In this exercise, return the whole listing exactly, excluding any images.

START

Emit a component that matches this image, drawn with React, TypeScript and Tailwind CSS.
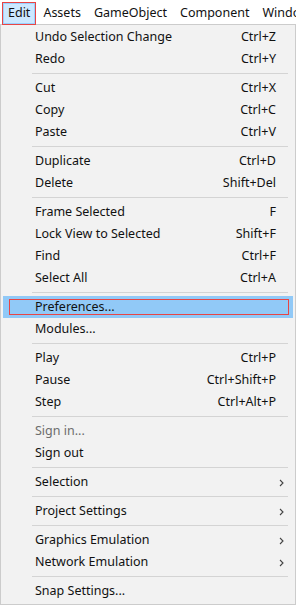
import React from "react";

type Item =
  | { sep: true }
  | { label: string; sc?: string; arrow?: boolean; disabled?: boolean; active?: boolean };

const items: Item[] = [
  { label: "Undo Selection Change", sc: "Ctrl+Z" },
  { label: "Redo", sc: "Ctrl+Y" },
  { sep: true },
  { label: "Cut", sc: "Ctrl+X" },
  { label: "Copy", sc: "Ctrl+C" },
  { label: "Paste", sc: "Ctrl+V" },
  { sep: true },
  { label: "Duplicate", sc: "Ctrl+D" },
  { label: "Delete", sc: "Shift+Del" },
  { sep: true },
  { label: "Frame Selected", sc: "F" },
  { label: "Lock View to Selected", sc: "Shift+F" },
  { label: "Find", sc: "Ctrl+F" },
  { label: "Select All", sc: "Ctrl+A" },
  { sep: true },
  { label: "Preferences...", active: true },
  { label: "Modules..." },
  { sep: true },
  { label: "Play", sc: "Ctrl+P" },
  { label: "Pause", sc: "Ctrl+Shift+P" },
  { label: "Step", sc: "Ctrl+Alt+P" },
  { sep: true },
  { label: "Sign in...", disabled: true },
  { label: "Sign out" },
  { sep: true },
  { label: "Selection", arrow: true },
  { sep: true },
  { label: "Project Settings", arrow: true },
  { sep: true },
  { label: "Graphics Emulation", arrow: true },
  { label: "Network Emulation", arrow: true },
  { sep: true },
  { label: "Snap Settings..." },
];

function Chevron() {
  return (
    <svg width="5" height="8" viewBox="0 0 5 8" className="block">
      <path d="M1 1 L4 4 L1 7" fill="none" stroke="#444" strokeWidth="1.1" />
    </svg>
  );
}

export default function App() {
  return (
    <div
      className="w-[296px] h-[605px] bg-white text-[12.5px] text-[#111] overflow-hidden"
      style={{ fontFamily: '"Noto Sans", "Open Sans", sans-serif' }}
    >
      <div className="h-[24px] pt-[2px] flex items-center">
        <div className="relative ml-[3px] h-[21px] px-[4px] flex items-center bg-[#cce8ff] border border-[#99d1ff]">
          <span>Edit</span>
          <div className="absolute -left-[2px] -top-[2px] -right-[2px] -bottom-[2px] border-[1.5px] border-[#e84545]" />
        </div>
        <div className="ml-[8px] flex gap-[13px] whitespace-nowrap">
          <span>Assets</span>
          <span>GameObject</span>
          <span>Component</span>
          <span>Windo</span>
        </div>
      </div>
      <div className="h-[581px] w-[296px] bg-[#f2f2f2] border border-[#cccccc] pl-[2px] pr-[2px] pt-[1px]">
        {items.map((it, i) =>
          "sep" in it ? (
            <div key={i} className="h-[7px] flex items-center pl-[29px] pr-[5px]">
              <div className="h-px w-full bg-[#d4d4d4]" />
            </div>
          ) : (
            <div
              key={i}
              className={
                "relative h-[22px] flex items-center pl-[32px] pr-[17px] " +
                (it.active ? "bg-[#91c9f7]" : "")
              }
            >
              <span className={it.disabled ? "text-[#6d6d6d]" : ""}>{it.label}</span>
              <span className="ml-auto">{it.sc}</span>
              {it.arrow && (
                <span className="absolute right-[9px] top-[8px]">
                  <Chevron />
                </span>
              )}
              {it.active && (
                <div className="absolute left-[6px] right-[4px] top-[3px] bottom-[3px] border-[1.5px] border-[#e84545]" />
              )}
            </div>
          )
        )}
      </div>
    </div>
  );
}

END

--- Answer in full ---
Emit a component that matches this image, drawn with React, TypeScript and Tailwind CSS.
import React from "react";

type Item =
  | { sep: true }
  | { label: string; sc?: string; arrow?: boolean; disabled?: boolean; active?: boolean };

const items: Item[] = [
  { label: "Undo Selection Change", sc: "Ctrl+Z" },
  { label: "Redo", sc: "Ctrl+Y" },
  { sep: true },
  { label: "Cut", sc: "Ctrl+X" },
  { label: "Copy", sc: "Ctrl+C" },
  { label: "Paste", sc: "Ctrl+V" },
  { sep: true },
  { label: "Duplicate", sc: "Ctrl+D" },
  { label: "Delete", sc: "Shift+Del" },
  { sep: true },
  { label: "Frame Selected", sc: "F" },
  { label: "Lock View to Selected", sc: "Shift+F" },
  { label: "Find", sc: "Ctrl+F" },
  { label: "Select All", sc: "Ctrl+A" },
  { sep: true },
  { label: "Preferences...", active: true },
  { label: "Modules..." },
  { sep: true },
  { label: "Play", sc: "Ctrl+P" },
  { label: "Pause", sc: "Ctrl+Shift+P" },
  { label: "Step", sc: "Ctrl+Alt+P" },
  { sep: true },
  { label: "Sign in...", disabled: true },
  { label: "Sign out" },
  { sep: true },
  { label: "Selection", arrow: true },
  { sep: true },
  { label: "Project Settings", arrow: true },
  { sep: true },
  { label: "Graphics Emulation", arrow: true },
  { label: "Network Emulation", arrow: true },
  { sep: true },
  { label: "Snap Settings..." },
];

function Chevron() {
  return (
    <svg width="5" height="8" viewBox="0 0 5 8" className="block">
      <path d="M1 1 L4 4 L1 7" fill="none" stroke="#444" strokeWidth="1.1" />
    </svg>
  );
}

export default function App() {
  return (
    <div
      className="w-[296px] h-[605px] bg-white text-[12.5px] text-[#111] overflow-hidden"
      style={{ fontFamily: '"Noto Sans", "Open Sans", sans-serif' }}
    >
      <div className="h-[24px] pt-[2px] flex items-center">
        <div className="relative ml-[3px] h-[21px] px-[4px] flex items-center bg-[#cce8ff] border border-[#99d1ff]">
          <span>Edit</span>
          <div className="absolute -left-[2px] -top-[2px] -right-[2px] -bottom-[2px] border-[1.5px] border-[#e84545]" />
        </div>
        <div className="ml-[8px] flex gap-[13px] whitespace-nowrap">
          <span>Assets</span>
          <span>GameObject</span>
          <span>Component</span>
          <span>Windo</span>
        </div>
      </div>
      <div className="h-[581px] w-[296px] bg-[#f2f2f2] border border-[#cccccc] pl-[2px] pr-[2px] pt-[1px]">
        {items.map((it, i) =>
          "sep" in it ? (
            <div key={i} className="h-[7px] flex items-center pl-[29px] pr-[5px]">
              <div className="h-px w-full bg-[#d4d4d4]" />
            </div>
          ) : (
            <div
              key={i}
              className={
                "relative h-[22px] flex items-center pl-[32px] pr-[17px] " +
                (it.active ? "bg-[#91c9f7]" : "")
              }
            >
              <span className={it.disabled ? "text-[#6d6d6d]" : ""}>{it.label}</span>
              <span className="ml-auto">{it.sc}</span>
              {it.arrow && (
                <span className="absolute right-[9px] top-[8px]">
                  <Chevron />
                </span>
              )}
              {it.active && (
                <div className="absolute left-[6px] right-[4px] top-[3px] bottom-[3px] border-[1.5px] border-[#e84545]" />
              )}
            </div>
          )
        )}
      </div>
    </div>
  );
}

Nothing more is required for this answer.